Vale a pena reflectir sobre o que disse Cavaco Silva, em Nova Iorque, a propósito da crise financeira :
"Funciona [a economia de mercado] se houver uma regulação. Não podia funcionar segundo uma regra geral da mão invisível. Por isso é que existem entidades reguladoras, por isso é que existe responsabilidade dos governos. Alguém disse, a democracia é o pior dos regimes, excepto todos os outros; a economia de mercado é a pior, excepto todas as outras". [Público]
Com esta afirmação Cavaco Silva põe o dedo na ferida e afirma que o funcionamento dos mercados não iliba os governos de responsabilidades. O Presidente não pretenderá defender o intervencionismo estatal nos mercados, mas é evidente que os governos e as democracias não poderão aceitar que possa ocorrer um colapso do sistema económico só porque os reguladores actuam com negligência e irresponsabilidade, como sucedeu nos EUA. Cavaco Silva deita por terra a tentativa de Pacheco Pereira e Manuela Ferreira Leite de usar a crise financeira para obter ganhos políticos.
Ainda no passado Sábado, num artigo publicado do Expresso, cujos argumentos eram decalcados de um artigo de Pacheco Pereira publicado no Público, Manuela Ferreira Leite defendia:
«Desta crise, vai certamente resultar o fortalecimento do papel das entidades reguladoras, como a forma mais apropriada de melhor proteger os cidadãos.»
«Por cá, tem-se actuado exactamente de forma oposta. Entende-se que é intervindo o Governo e, desta forma, desacreditando os reguladores que melhor se protegem os cidadãos. Além da falta de responsabilidade e sensatez, está-se perante o desnorte completo.» [artigos reproduzidos no Jumento]
No mesmo dia Pacheco Pereira escrevia no Púbico:
O ataque à regulação é mais do que um ataque à regulação - é um ataque à liberalização dos mercados que essas entidades são suposto regularem.
No mesmo artigo JPP defendia a tal mão invisível:
«Naturalmente, como muita gente acha, os "mercados" são maus e injustos, esquecendo-se que são os mercados que estão a acabar com o Lehman Brothers e bem, que são os mercados que estão a fazer aquilo que autores clássicos da economia liberal como Schumpeter sempre disseram que faziam, destruir, que a destruição provocada pelas crises é um mecanismo fundamental de crescimento e de inovação, de pujança do modelo económico do capitalismo. A "crise" não é o sinal da crise do liberalismo, mas sim do seu normal funcionamento, em sociedades e economias que incorporam o risco e os custos como parte do seu funcionamento normal, das regras do jogo dessa mão que Adam Smith dizia ser "invisível".»

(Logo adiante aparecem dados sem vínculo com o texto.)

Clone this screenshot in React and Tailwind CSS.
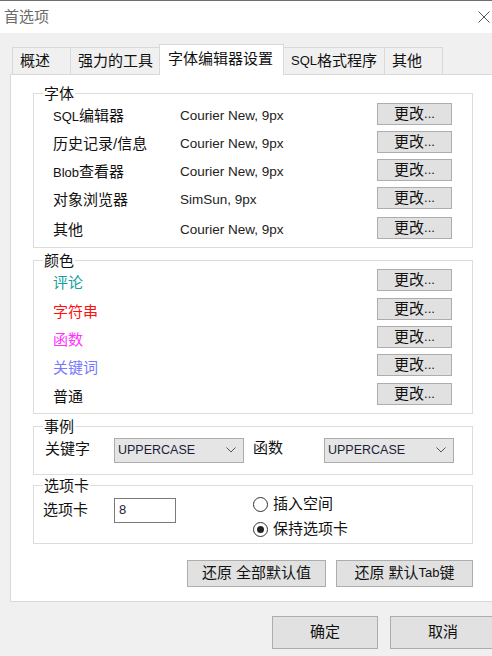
import React from 'react';

const L = ({ children, className = '' }) => <span className={`text-[13px] ${className}`}>{children}</span>;

function Btn({ children, className = '' }) {
  return (
    <div className={`flex items-center justify-center bg-[#e1e1e1] border border-[#adadad] text-[#111] ${className}`}>
      {children}
    </div>
  );
}

function ChangeBtn({ focused }) {
  return (
    <Btn className={`w-[75px] h-[22px] ${focused ? 'border-[#9aa7b6]' : ''}`}>
      更改<L>...</L>
    </Btn>
  );
}

function Group({ title, className = '', children }) {
  return (
    <div className={`relative border border-[#dcdcdc] ${className}`}>
      <span className="absolute left-[9px] top-[-10px] bg-white px-[1px] leading-[20px] text-[#111]">{title}</span>
      {children}
    </div>
  );
}

function Select() {
  return (
    <div className="w-[130px] h-[25px] flex items-center justify-between bg-[#e5e5e5] border border-[#acacac] pl-[3px] pr-[7px]">
      <span className="text-[12.5px] text-[#1b2238]">UPPERCASE</span>
      <svg width="10" height="6" viewBox="0 0 10 6">
        <path d="M0.5 0.5 L5 5 L9.5 0.5" fill="none" stroke="#555" strokeWidth="1" />
      </svg>
    </div>
  );
}

function Radio({ checked, label }) {
  return (
    <div className="h-[25px] flex items-center gap-[5px]">
      <div className="w-[15px] h-[15px] rounded-full border border-[#333] bg-white flex items-center justify-center">
        {checked && <div className="w-[7px] h-[7px] rounded-full bg-[#222]" />}
      </div>
      <span>{label}</span>
    </div>
  );
}

const fonts = [
  { label: <><L>SQL</L>编辑器</>, value: 'Courier New, 9px' },
  { label: <>历史记录/信息</>, value: 'Courier New, 9px' },
  { label: <><L>Blob</L>查看器</>, value: 'Courier New, 9px' },
  { label: <>对象浏览器</>, value: 'SimSun, 9px' },
  { label: <>其他</>, value: 'Courier New, 9px' },
];

const colors = [
  { label: '评论', color: 'text-[#12a0a0]' },
  { label: '字符串', color: 'text-[#ff1010]' },
  { label: '函数', color: 'text-[#ff33ff]' },
  { label: '关键词', color: 'text-[#7878ff]' },
  { label: '普通', color: 'text-[#111]' },
];

const tabs = [
  { label: '概述', w: 'w-[59px]' },
  { label: '强力的工具', w: 'w-[90px]' },
  { label: '字体编辑器设置', w: 'w-[125px]', active: true },
  { label: <><L>SQL</L>格式程序</>, w: 'w-[102px]' },
  { label: '其他', w: 'w-[59px]' },
];

export default function App() {
  return (
    <div className="w-[492px] h-[656px] overflow-hidden bg-[#f0f0f0] text-[15px] text-[#111] font-['Liberation_Sans','Noto_Sans_CJK_SC',sans-serif]">
      {/* title bar */}
      <div className="h-[33px] bg-white border-t border-[#6e6e6e] flex items-center justify-between pl-[4px] pr-[2px]">
        <span className="text-[#6b6b6b]">首选项</span>
        <svg width="12" height="12" viewBox="0 0 12 12">
          <path d="M0.5 0.5 L11.5 11.5 M11.5 0.5 L0.5 11.5" stroke="#555" strokeWidth="1" />
        </svg>
      </div>

      <div className="pl-[10px] pt-[11px]">
        {/* tabs */}
        <div className="flex items-end pl-[2px] h-[30px]">
          {tabs.map((t, i) => (
            <div
              key={i}
              className={`${t.w} ${i > 0 ? '-ml-[1px]' : ''} flex items-center pl-[7px] border-t border-l border-r border-[#d9d9d9] whitespace-nowrap ${
                t.active ? 'relative z-10 h-[31px] -mb-[1px] bg-white pl-[8px] pb-[1px]' : 'h-[27px] bg-[#f0f0f0]'
              }`}
            >
              {t.label}
            </div>
          ))}
        </div>

        {/* panel */}
        <div className="w-[500px] h-[528px] bg-white border border-[#d9d9d9] pl-[22px] pt-[18px]">
          <div className="w-[440px] flex flex-col">
            <Group title="字体" className="pt-[9px] pb-[8px]">
              <div className="flex flex-col">
                {fonts.map((f, i) => (
                  <div key={i} className={`h-[22px] flex items-center pl-[19px] ${i === 0 ? '' : i === 4 ? 'mt-[8px]' : 'mt-[6px]'}`}>
                    <span className="w-[127px] pt-[4px] whitespace-nowrap">{f.label}</span>
                    <span className="w-[197px] pt-[4px] text-[13.5px] text-[#222]">{f.value}</span>
                    <ChangeBtn />
                  </div>
                ))}
              </div>
            </Group>

            <Group title="颜色" className="mt-[12px] pt-[8px] pb-[8px]">
              <div className="flex flex-col">
                {colors.map((c, i) => (
                  <div key={i} className={`h-[22px] flex items-center pl-[19px] ${i === 0 ? '' : i === 1 || i === 4 ? 'mt-[7px]' : 'mt-[6px]'}`}>
                    <span className={`w-[324px] pt-[6px] ${c.color}`}>{c.label}</span>
                    <ChangeBtn focused={i === 0} />
                  </div>
                ))}
              </div>
            </Group>

            <Group title="事例" className="mt-[12px] pt-[10px] pb-[10px]">
              <div className="flex items-center pl-[11px]">
                <span className="w-[69px] pb-[3px]">关键字</span>
                <Select />
                <span className="w-[80px] pl-[9px] pb-[4px]">函数</span>
                <Select />
              </div>
            </Group>

            <Group title="选项卡" className="mt-[10px] pt-[6px] pb-[1px]">
              <div className="flex items-start pl-[9px]">
                <div className="w-[210px] mt-[6px] flex items-center">
                  <span className="w-[71px]">选项卡</span>
                  <div className="w-[62px] h-[25px] bg-white border border-[#7a7a7a] flex items-center pl-[4px]">
                    <span className="text-[13px] text-[#1b2238]">8</span>
                  </div>
                </div>
                <div className="flex flex-col">
                  <Radio label="插入空间" />
                  <Radio checked label="保持选项卡" />
                </div>
              </div>
            </Group>

            <div className="mt-[16px] flex justify-end gap-[10px]">
              <Btn className="w-[139px] h-[27px]">还原 全部默认值</Btn>
              <Btn className="w-[137px] h-[27px]">
                还原 默认<L className="text-[12px]">Tab</L>键
              </Btn>
            </div>
          </div>
        </div>

        {/* bottom buttons */}
        <div className="mt-[14px] flex pl-[262px] gap-[12px]">
          <Btn className="w-[106px] h-[33px] shrink-0">确定</Btn>
          <Btn className="w-[106px] h-[33px] shrink-0">取消</Btn>
        </div>
      </div>
    </div>
  );
}
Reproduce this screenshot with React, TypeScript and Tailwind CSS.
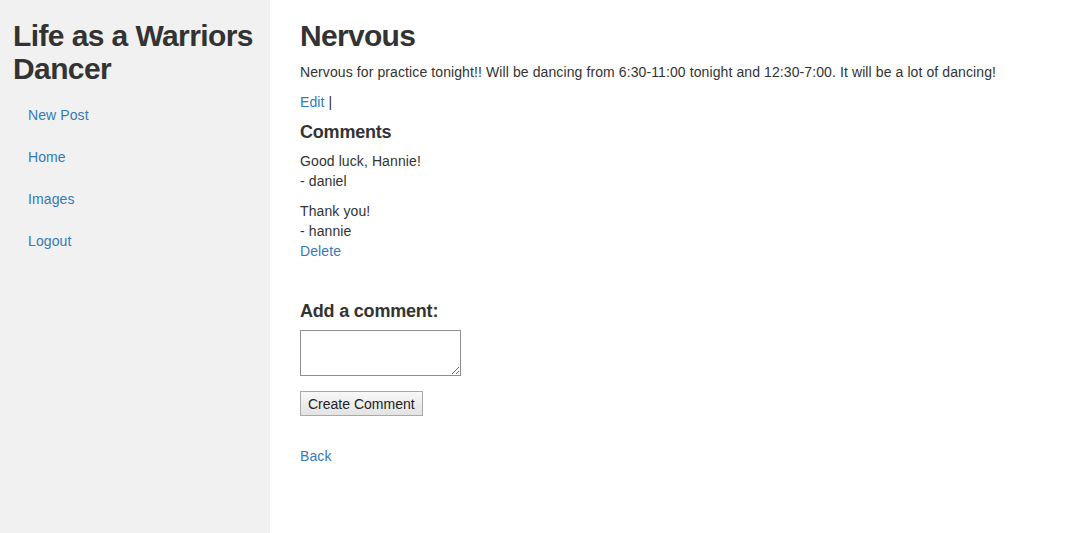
import React from "react";

export default function App() {
  const link = "text-[#337ab7] hover:underline";
  return (
    <div
      className="flex min-h-[533px] text-[14px] leading-[20px] text-[#333333] tracking-[0.1px]"
      style={{ fontFamily: '"Liberation Sans", Arial, sans-serif' }}
    >
      <aside className="w-[270px] shrink-0 bg-[#f1f1f1] pl-[13px] pr-[4px]">
        <h2 className="mt-[19px] mb-[10px] text-[30px] leading-[33px] font-bold tracking-[-0.6px] whitespace-nowrap">
          Life as a Warriors
          <br />
          Dancer
        </h2>
        <ul className="flex flex-col gap-[2px]">
          {["New Post", "Home", "Images", "Logout"].map((t) => (
            <li key={t}>
              <a href="#" className={`block px-[15px] py-[10px] ${link}`}>
                {t}
              </a>
            </li>
          ))}
        </ul>
      </aside>
      <main className="flex-1 pl-[30px] pr-[10px]">
        <h2 className="mt-[19px] mb-[10px] text-[30px] leading-[33px] font-bold tracking-[-0.7px]">Nervous</h2>
        <p className="mb-[10px] whitespace-nowrap">
          Nervous for practice tonight!! Will be dancing from 6:30-11:00 tonight and 12:30-7:00. It will be a lot of dancing!
        </p>
        <p className="mb-[10px]">
          <a href="#" className={link}>Edit</a> |
        </p>
        <h4 className="mb-[9px] text-[18px] leading-[20px] font-bold tracking-[-0.2px]">Comments</h4>
        <p className="mb-[10px]">
          Good luck, Hannie!
          <br />- daniel
        </p>
        <p>
          Thank you!
          <br />- hannie
        </p>
        <a href="#" className={`block ${link}`}>Delete</a>
        <h4 className="mt-[40px] mb-[9px] text-[18px] leading-[20px] font-bold tracking-[-0.2px]">Add a comment:</h4>
        <textarea className="block w-[161px] h-[46px] border border-[#8e8e8e] bg-white resize-y" />
        <button className="mt-[15px] block h-[25px] px-[7px] border border-[#a9a9a9] bg-gradient-to-b from-[#f8f8f8] to-[#e3e3e3] text-[14px] leading-[20px] tracking-normal text-[#222]">
          Create Comment
        </button>
        <a href="#" className={`block mt-[30px] ${link}`}>Back</a>
      </main>
    </div>
  );
}
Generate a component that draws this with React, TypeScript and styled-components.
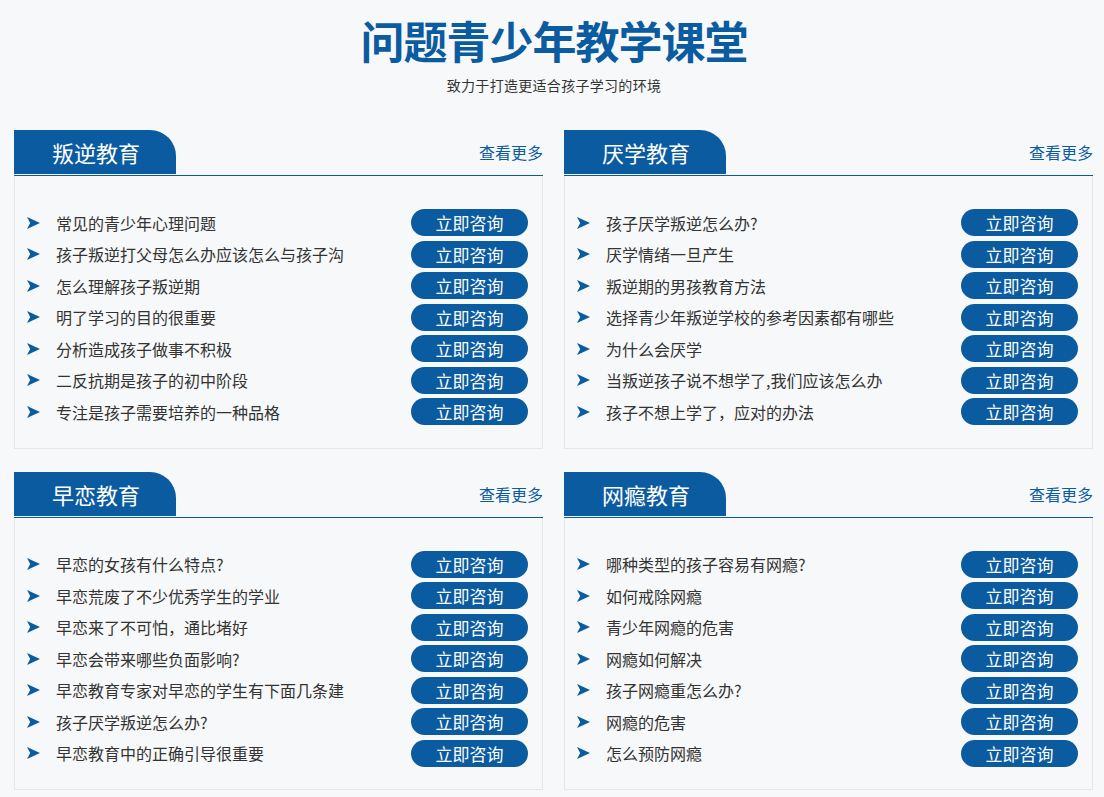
import React from 'react'
import styled, {createGlobalStyle} from 'styled-components'

const BLUE = '#0b5ba1'

const sections = [
  {
    title: '叛逆教育',
    items: [
      '常见的青少年心理问题',
      '孩子叛逆打父母怎么办应该怎么与孩子沟',
      '怎么理解孩子叛逆期',
      '明了学习的目的很重要',
      '分析造成孩子做事不积极',
      '二反抗期是孩子的初中阶段',
      '专注是孩子需要培养的一种品格',
    ],
  },
  {
    title: '厌学教育',
    items: [
      '孩子厌学叛逆怎么办?',
      '厌学情绪一旦产生',
      '叛逆期的男孩教育方法',
      '选择青少年叛逆学校的参考因素都有哪些',
      '为什么会厌学',
      '当叛逆孩子说不想学了,我们应该怎么办',
      '孩子不想上学了，应对的办法',
    ],
  },
  {
    title: '早恋教育',
    items: [
      '早恋的女孩有什么特点?',
      '早恋荒废了不少优秀学生的学业',
      '早恋来了不可怕，通比堵好',
      '早恋会带来哪些负面影响?',
      '早恋教育专家对早恋的学生有下面几条建',
      '孩子厌学叛逆怎么办?',
      '早恋教育中的正确引导很重要',
    ],
  },
  {
    title: '网瘾教育',
    items: [
      '哪种类型的孩子容易有网瘾?',
      '如何戒除网瘾',
      '青少年网瘾的危害',
      '网瘾如何解决',
      '孩子网瘾重怎么办?',
      '网瘾的危害',
      '怎么预防网瘾',
    ],
  },
]

const Arrow = () => (
  <svg width="13" height="12" viewBox="0 0 13 12">
    <path d="M0 0 L13 6 L0 12 L3.2 6 Z" fill={BLUE} />
  </svg>
)

const App = () => {
  return (
    <Page>
      <GlobalStyle />
      <Head>
        <Title>问题青少年教学课堂</Title>
        <Sub>致力于打造更适合孩子学习的环境</Sub>
      </Head>
      <Grid>
        {sections.map((s) => (
          <Section key={s.title}>
            <SectionHead>
              <Tab>{s.title}</Tab>
              <More href="#">查看更多</More>
            </SectionHead>
            <Body>
              {s.items.map((item) => (
                <Row key={item}>
                  <Icn>
                    <Arrow />
                  </Icn>
                  <ItemText>{item}</ItemText>
                  <Button>立即咨询</Button>
                </Row>
              ))}
            </Body>
          </Section>
        ))}
      </Grid>
    </Page>
  )
}

export default App

const GlobalStyle = createGlobalStyle`
body {
  margin: 0;
  background: #f7f8f9;
  font-family: "Noto Sans CJK SC", "Noto Sans", sans-serif;
}
`

const Page = styled.div`
width: 1104px;
padding: 14px 10px 0 14px;
box-sizing: border-box;
`

const Head = styled.div`
display: flex;
flex-direction: column;
align-items: center;
`

const Title = styled.h1`
margin: 0;
font-size: 44px;
line-height: 52px;
font-weight: 700;
color: ${BLUE};
letter-spacing: -1px;
`

const Sub = styled.div`
margin-top: 9px;
font-size: 14px;
line-height: 20px;
color: #333;
letter-spacing: 0.3px;
`

const Grid = styled.div`
margin-top: 35px;
display: grid;
grid-template-columns: 529px 529px;
column-gap: 21px;
row-gap: 23px;
`

const Section = styled.div``

const SectionHead = styled.div`
display: flex;
justify-content: space-between;
align-items: flex-end;
border-bottom: 1px solid ${BLUE};
padding-bottom: 1px;
`

const Tab = styled.div`
width: 162px;
height: 44px;
box-sizing: border-box;
padding-left: 38px;
background: ${BLUE};
border-top-right-radius: 26px;
color: #fff;
font-size: 22px;
line-height: 44px;
`

const More = styled.a`
margin-bottom: 11px;
font-size: 16px;
line-height: 22px;
color: ${BLUE};
text-decoration: none;
`

const Body = styled.div`
border: 1px solid #e6e7e8;
border-top: none;
padding: 31px 14px 20px 12px;
`

const Row = styled.div`
display: flex;
align-items: center;
height: 31.5px;
`

const Icn = styled.div`
display: flex;
width: 29px;
`

const ItemText = styled.div`
flex: 1;
font-size: 16px;
color: #333;
white-space: nowrap;
overflow: hidden;
`

const Button = styled.button`
width: 117px;
height: 27px;
border: none;
border-radius: 14px;
background: ${BLUE};
color: #fff;
font-family: inherit;
font-size: 17px;
line-height: 27px;
padding: 0;
cursor: pointer;
`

Isto é, o mesmo JPP que defende os organismos reguladores e acusa o governo de intervencionismo dá o dito por não dito e associa a mão invisível ao funcionamento dos reguladores. É evidente que JPP não é economista, senão percebia que a existência de “regulação” é precisamente a negação da existência da mão invisível e que regular significa intervir e não propriamente auto-regular, como se viu agora nos EUA. A verdade é que os mercados financeiros revelaram-se manetas, a tal mão invisíel não actuou.
Resta a contradição entre a visão económica de Cavaco Silva que está em rotura com a posição de Manuela Ferreira Leite que em vez de estudar o assunto numa perspectiva económica preferiu os conselhos de filósofo avulso de Pacheco Pereira.